Chung Wei-wen was quite touched at the sight of the Bangladeshi jewellery workers crafting decorative pieces in gold as shown in photographs at this writer’s home and made possible following my visit to Savar, near Dhaka. There lies a dusty back street area replete with like craftsmen, men and boys, busy in their traditional ways of manufacture.
*“I prefer using those same simple, basic tools and machines to produce my designs, just as they are doing but they are using even more basic tools, quite old fashioned, so compared with those craftsmen I am relatively sophisticated but compared with other silversmiths in this line of work, no, I am something of a traditionalist as well,”* he smiled.
That’s how he likes to work, using simple tools and basic skills. The techniques are largely the same. The Savar artisans are taught father to son.
This Taiwanese, who prefers to be known as a silversmith and craftsman rather than an artist, came to Hong Kong for the September 2010 jewellery show but did not go to the show on the final days when finished products were displayed, because, he says: “I do not want my designs to be infiltrated by other’s ideas but want to keep my mind clear to develop in my own way.”
*“I went to the show because I need to purchase good stones and silver necklaces, in original materials. Not to buy very expensive stones but true stones, in beautiful colours, particularly seeking out moonstones. They have a certain purity, in their whites, that somehow brings about peace of mind,”* he informs.
He has declined orders from wealthy clients in the past because he was well aware that those asking for one-off exceptional pieces were just desirous of possessions and accumulating, they did not cherish what was offered as a piece of workmanship as such. ‘Just make it unique and luxurious’ he would be asked.

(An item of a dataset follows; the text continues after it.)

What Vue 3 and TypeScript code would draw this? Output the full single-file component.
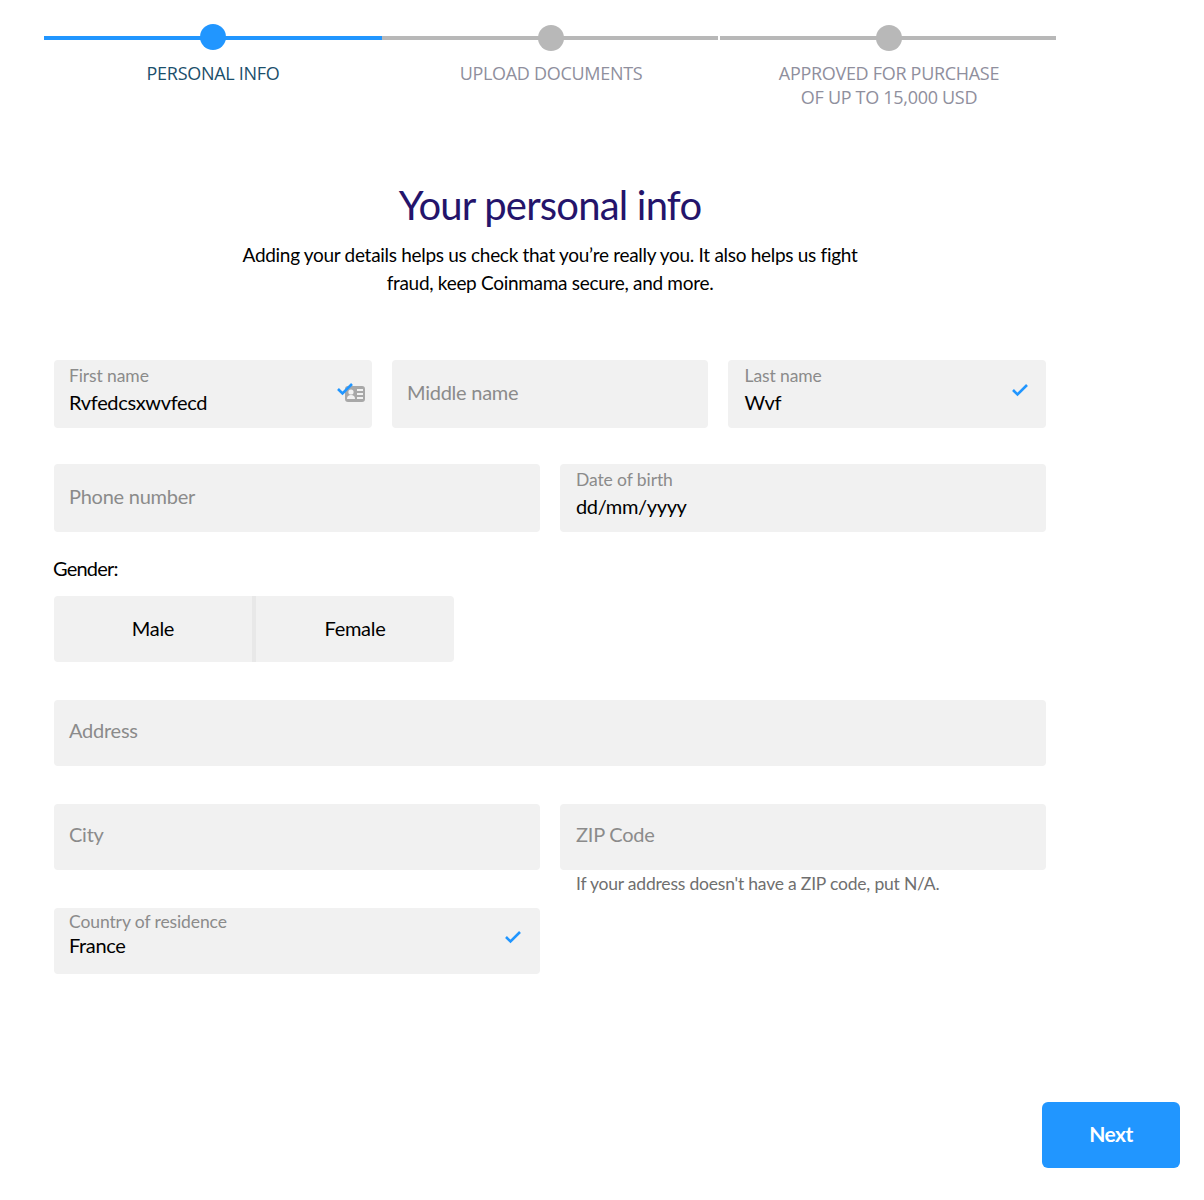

*“I don’t want to serve the rich only. In the designs I bring out I intend to spend my time on products that meet the needs of ordinary people who can spend some money but not that much, so they must not be excessively expensive. It is easier to make luxury items than it is making items suiting ordinary people because the rationale behind making something extraordinary for rich people is, in the mind of those people, they just want a unique luxury item, and that’s not a problem for the maker.
“I can feel the emptiness in the heart of those people, hiding behind that search for prestige, but not all rich people are like that. Some share my values and I can work with them. I treasure the values of people, what’s in their minds, not their wealth. I want to enjoy communication with people if I can connect with them, and if people come with honest intentions that can happen.”*
When this comes to silver teapots it is an additionally difficult task as Chung Wei-wen must consider the cost of the silver, the time spent in the work itself, and, the design that has to be broadly acceptable yet he wants to put his own stamp on it, after all, it is his work. He has to like what he produces.
He admits that in the beginning his teapots were quite ostentatious befitting their role serving tea in high society. The silver teapot is not an original idea of his. They are in museums everywhere as they were used in the long gone dynasties when they were owned by the top families. For him a teapot is quite different from a fashionable silver accessory as it is a real luxury, even today.
*“In my early days I was agitated because at that time people said the most wonderful artworks were from Japan. I did not agree. I wanted to show that we Taiwanese can also make classic silver teapots, here in Taiwan. Thankfully, this phase did not last long. I soon realised this was wrong thinking. Now I know that it is not necessary to compare which country makes the best of whatever because you might have a good way and I might have a good way, both ways can result in a classic silver teapot!”*
So today Chung Wei-wen makes silver teapots and although these are much more expensive to buy than his accessories, his intention is that they are not prohibitively expensive and out of reach of ordinary people – in the end, it can be said that they are affordably expensive.
*“When I make a silver teapot I have shifted the realm down into the ordinary classes; from making them for the rich, to making them for ordinary people. And I have a conversation about peace of mind with everyone through the teapot. My teapots are affordable, don’t break easily, and silver teapots can make excellent tea as they maintain the temperature, retain the taste, and the tea pours smoothly, without gulping or splashing,”* he ended.
It’s the same with religions, it’s not that one is better than another but just that that one appeared here and another there. The point is, “does it pour smoothly and make ‘good tea’!”